[Task requirements]
Print, exactly as they stand, the lines from the start of the listing to the line containing "const assets = ['钱包', '预付款']", inclusive.
──────
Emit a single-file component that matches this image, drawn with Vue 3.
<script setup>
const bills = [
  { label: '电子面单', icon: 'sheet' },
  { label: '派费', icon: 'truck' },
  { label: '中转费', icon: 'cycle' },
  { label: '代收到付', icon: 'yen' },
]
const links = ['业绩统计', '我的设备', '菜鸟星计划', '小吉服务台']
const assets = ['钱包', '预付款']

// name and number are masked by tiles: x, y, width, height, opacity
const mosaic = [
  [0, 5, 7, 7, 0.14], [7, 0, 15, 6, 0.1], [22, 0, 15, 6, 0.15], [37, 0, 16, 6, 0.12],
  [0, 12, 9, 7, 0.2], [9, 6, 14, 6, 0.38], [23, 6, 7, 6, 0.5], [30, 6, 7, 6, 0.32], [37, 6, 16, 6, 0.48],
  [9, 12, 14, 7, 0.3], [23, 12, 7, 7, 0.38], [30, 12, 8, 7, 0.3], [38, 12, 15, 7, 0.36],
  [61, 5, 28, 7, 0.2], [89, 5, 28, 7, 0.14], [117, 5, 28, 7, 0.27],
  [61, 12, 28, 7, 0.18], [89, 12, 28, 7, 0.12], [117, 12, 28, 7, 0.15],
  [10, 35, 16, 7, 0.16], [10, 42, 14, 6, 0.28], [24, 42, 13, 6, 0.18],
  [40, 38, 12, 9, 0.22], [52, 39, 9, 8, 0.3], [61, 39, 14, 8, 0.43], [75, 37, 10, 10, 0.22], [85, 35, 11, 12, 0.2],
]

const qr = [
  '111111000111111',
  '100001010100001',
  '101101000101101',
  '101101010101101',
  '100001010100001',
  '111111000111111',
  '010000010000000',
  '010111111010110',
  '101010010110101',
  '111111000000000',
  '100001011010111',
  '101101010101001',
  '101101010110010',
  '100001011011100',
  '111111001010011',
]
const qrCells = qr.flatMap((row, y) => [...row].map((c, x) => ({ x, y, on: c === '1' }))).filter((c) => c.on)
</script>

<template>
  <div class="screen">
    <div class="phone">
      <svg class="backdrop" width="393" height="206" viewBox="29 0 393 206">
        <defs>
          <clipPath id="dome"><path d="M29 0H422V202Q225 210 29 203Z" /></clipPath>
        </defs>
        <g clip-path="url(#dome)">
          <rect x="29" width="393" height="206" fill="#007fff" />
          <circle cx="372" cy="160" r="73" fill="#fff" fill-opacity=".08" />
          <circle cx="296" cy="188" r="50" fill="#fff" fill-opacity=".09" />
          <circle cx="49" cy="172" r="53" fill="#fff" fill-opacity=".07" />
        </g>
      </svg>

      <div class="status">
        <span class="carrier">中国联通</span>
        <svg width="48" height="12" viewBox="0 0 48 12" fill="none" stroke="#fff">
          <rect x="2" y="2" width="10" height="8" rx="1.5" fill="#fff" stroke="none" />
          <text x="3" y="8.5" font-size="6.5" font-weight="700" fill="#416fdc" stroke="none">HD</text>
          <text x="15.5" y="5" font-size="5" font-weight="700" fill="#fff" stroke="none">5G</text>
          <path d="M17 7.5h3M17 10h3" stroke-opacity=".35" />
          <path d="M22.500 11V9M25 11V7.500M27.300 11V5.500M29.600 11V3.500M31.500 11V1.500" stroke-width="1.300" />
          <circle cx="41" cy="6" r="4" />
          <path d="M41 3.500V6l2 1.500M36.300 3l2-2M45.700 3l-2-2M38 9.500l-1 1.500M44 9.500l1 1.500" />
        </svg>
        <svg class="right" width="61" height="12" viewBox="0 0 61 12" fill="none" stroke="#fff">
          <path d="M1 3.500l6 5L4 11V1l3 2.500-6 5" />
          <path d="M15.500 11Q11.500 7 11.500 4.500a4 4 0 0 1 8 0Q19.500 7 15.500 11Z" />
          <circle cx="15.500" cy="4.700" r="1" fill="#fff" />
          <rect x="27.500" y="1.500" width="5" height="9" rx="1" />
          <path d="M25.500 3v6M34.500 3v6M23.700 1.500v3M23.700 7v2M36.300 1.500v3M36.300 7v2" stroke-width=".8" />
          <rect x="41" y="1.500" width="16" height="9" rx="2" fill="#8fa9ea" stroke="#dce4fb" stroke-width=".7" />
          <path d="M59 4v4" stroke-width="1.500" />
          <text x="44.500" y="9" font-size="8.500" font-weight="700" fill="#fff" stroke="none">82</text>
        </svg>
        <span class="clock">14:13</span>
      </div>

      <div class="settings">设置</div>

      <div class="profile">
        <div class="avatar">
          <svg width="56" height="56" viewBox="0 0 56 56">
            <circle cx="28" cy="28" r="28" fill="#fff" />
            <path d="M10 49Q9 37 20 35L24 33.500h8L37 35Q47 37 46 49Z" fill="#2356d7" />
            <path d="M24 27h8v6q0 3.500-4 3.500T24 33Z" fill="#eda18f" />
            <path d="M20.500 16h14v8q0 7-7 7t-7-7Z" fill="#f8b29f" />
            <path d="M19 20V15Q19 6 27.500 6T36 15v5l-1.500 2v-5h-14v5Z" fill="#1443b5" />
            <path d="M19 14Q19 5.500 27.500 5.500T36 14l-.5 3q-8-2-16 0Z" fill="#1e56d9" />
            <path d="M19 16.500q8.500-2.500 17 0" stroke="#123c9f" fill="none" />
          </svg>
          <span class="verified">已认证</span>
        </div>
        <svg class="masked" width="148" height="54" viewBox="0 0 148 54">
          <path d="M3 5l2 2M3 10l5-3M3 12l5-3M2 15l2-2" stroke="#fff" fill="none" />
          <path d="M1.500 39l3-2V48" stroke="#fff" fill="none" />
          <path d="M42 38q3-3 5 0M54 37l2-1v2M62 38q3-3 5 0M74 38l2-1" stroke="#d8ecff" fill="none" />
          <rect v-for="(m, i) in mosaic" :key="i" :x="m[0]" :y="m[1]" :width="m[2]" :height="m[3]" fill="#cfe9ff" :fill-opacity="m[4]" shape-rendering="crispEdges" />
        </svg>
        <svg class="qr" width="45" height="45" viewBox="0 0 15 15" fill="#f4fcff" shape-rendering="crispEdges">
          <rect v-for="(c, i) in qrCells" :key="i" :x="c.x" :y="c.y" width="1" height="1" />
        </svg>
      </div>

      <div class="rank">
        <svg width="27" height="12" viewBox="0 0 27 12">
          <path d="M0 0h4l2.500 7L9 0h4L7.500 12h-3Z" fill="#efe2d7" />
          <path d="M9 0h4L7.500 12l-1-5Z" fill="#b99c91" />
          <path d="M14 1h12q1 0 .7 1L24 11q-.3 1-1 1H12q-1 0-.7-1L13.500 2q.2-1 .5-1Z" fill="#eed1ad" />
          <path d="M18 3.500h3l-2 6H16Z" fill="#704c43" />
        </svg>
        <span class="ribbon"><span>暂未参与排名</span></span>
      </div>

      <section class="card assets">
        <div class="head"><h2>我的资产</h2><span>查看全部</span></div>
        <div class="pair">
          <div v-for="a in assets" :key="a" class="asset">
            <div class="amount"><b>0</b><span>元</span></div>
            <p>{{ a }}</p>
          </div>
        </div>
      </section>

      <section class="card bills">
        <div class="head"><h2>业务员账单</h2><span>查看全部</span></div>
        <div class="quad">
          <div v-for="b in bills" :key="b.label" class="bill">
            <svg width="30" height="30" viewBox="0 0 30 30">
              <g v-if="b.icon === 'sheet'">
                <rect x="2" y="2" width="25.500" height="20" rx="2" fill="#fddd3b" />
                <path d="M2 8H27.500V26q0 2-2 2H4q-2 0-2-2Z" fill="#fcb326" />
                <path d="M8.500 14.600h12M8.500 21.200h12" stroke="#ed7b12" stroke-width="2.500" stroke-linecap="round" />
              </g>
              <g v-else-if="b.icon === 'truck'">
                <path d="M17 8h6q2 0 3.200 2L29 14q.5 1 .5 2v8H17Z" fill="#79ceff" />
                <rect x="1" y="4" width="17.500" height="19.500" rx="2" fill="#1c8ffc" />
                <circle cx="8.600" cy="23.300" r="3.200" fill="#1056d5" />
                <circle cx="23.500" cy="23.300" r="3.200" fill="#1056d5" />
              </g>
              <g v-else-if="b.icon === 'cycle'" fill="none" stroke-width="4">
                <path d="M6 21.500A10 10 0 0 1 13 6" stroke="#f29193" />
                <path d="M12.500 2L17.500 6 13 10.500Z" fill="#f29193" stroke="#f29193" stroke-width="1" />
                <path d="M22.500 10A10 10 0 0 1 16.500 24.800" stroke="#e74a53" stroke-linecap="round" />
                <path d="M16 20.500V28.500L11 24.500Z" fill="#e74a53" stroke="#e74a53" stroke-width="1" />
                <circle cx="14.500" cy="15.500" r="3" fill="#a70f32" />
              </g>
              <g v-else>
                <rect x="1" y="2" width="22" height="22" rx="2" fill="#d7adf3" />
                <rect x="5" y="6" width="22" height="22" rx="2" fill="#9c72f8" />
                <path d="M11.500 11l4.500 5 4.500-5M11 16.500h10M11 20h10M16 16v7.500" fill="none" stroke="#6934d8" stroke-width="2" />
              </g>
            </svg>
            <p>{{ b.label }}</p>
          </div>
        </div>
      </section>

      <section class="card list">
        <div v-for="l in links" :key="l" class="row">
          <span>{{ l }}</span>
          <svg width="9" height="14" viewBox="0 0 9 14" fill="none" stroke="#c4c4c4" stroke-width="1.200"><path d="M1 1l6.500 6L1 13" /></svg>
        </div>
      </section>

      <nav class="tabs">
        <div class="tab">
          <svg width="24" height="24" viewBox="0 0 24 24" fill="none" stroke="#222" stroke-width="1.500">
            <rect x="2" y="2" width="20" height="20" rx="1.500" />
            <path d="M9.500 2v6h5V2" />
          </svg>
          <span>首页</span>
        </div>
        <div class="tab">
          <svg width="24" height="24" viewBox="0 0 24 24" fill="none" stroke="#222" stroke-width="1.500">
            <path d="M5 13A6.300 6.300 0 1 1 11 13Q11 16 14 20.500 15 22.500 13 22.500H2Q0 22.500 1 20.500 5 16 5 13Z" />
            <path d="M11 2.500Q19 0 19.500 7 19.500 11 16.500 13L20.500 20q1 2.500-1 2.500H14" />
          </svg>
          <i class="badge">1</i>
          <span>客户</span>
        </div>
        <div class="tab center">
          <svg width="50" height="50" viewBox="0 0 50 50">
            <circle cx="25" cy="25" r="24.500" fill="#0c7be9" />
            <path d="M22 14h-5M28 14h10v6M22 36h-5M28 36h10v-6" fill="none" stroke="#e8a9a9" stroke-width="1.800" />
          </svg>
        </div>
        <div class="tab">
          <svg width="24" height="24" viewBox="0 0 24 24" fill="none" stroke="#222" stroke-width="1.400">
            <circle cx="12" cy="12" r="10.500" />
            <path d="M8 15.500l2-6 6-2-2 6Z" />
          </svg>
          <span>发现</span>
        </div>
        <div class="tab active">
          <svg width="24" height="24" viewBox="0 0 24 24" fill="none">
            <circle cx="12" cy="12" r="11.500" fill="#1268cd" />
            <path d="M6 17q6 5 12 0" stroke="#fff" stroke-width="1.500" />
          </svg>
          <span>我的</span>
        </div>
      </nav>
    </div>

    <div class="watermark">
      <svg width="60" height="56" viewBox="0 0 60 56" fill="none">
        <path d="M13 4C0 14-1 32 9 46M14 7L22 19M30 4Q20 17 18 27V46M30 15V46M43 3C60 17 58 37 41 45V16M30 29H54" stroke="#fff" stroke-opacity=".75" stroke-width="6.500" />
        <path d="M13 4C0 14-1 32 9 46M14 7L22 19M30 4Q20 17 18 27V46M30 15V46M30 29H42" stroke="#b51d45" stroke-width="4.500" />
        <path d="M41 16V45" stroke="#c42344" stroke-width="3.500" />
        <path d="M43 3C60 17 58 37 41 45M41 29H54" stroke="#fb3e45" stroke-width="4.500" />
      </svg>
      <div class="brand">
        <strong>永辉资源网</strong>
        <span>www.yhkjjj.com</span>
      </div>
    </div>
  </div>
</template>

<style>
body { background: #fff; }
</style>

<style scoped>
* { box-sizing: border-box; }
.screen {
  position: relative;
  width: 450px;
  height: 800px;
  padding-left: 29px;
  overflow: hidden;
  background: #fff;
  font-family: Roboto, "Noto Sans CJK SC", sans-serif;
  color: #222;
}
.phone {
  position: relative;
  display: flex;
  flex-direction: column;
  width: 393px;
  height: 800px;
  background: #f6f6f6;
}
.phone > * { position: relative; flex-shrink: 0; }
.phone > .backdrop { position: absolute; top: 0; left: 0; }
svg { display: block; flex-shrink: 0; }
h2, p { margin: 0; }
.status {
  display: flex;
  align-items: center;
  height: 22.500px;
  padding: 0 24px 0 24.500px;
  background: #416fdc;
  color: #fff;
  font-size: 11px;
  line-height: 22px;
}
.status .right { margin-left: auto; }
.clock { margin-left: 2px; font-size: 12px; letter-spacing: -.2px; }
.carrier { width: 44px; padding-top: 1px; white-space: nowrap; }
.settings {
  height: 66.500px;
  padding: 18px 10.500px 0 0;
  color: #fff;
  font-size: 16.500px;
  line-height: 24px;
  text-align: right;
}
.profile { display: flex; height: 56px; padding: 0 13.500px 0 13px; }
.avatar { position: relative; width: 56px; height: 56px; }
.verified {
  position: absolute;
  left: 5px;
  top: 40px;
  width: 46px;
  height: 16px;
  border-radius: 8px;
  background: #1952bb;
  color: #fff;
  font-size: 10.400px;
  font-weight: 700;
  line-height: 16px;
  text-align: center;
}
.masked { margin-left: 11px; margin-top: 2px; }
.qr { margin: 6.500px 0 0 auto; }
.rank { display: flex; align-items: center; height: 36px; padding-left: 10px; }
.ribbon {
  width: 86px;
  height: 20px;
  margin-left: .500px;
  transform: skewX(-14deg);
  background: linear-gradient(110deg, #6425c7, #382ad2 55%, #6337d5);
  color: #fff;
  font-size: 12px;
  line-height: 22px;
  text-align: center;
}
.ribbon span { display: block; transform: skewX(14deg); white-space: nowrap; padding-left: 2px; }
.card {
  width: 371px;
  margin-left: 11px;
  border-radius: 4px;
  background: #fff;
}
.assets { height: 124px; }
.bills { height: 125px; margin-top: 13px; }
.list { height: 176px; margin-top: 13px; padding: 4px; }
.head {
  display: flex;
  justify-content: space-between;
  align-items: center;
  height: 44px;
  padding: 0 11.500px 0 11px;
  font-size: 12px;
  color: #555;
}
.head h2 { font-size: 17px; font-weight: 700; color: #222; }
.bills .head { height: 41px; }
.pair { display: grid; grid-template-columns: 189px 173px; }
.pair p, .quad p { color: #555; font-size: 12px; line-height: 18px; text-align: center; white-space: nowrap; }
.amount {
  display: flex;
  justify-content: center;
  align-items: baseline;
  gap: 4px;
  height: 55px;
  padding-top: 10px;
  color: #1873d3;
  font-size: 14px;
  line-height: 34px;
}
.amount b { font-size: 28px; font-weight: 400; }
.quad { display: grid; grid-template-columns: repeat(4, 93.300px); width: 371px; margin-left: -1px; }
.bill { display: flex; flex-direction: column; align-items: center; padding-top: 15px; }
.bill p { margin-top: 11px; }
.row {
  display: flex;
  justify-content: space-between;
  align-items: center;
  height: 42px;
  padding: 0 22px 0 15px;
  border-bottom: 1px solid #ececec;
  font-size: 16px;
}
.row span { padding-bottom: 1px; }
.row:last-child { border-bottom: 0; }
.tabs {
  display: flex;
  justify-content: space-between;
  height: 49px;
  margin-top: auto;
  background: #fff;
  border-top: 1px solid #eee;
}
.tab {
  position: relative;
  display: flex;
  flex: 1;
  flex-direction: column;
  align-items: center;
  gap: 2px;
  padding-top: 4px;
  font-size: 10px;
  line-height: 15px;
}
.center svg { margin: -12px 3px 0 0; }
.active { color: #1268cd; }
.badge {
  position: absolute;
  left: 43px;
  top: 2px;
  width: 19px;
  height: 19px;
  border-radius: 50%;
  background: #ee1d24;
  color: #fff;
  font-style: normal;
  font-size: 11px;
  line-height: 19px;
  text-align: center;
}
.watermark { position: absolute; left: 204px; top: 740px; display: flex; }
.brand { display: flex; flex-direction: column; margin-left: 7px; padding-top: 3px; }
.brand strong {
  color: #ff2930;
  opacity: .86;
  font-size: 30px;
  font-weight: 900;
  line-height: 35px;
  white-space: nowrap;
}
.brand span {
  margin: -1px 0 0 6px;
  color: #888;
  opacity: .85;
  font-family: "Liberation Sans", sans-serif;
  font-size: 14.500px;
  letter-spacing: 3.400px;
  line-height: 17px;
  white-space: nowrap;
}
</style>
──────
[Written solution]
Emit a single-file component that matches this image, drawn with Vue 3.
<script setup>
const bills = [
  { label: '电子面单', icon: 'sheet' },
  { label: '派费', icon: 'truck' },
  { label: '中转费', icon: 'cycle' },
  { label: '代收到付', icon: 'yen' },
]
const links = ['业绩统计', '我的设备', '菜鸟星计划', '小吉服务台']
const assets = ['钱包', '预付款']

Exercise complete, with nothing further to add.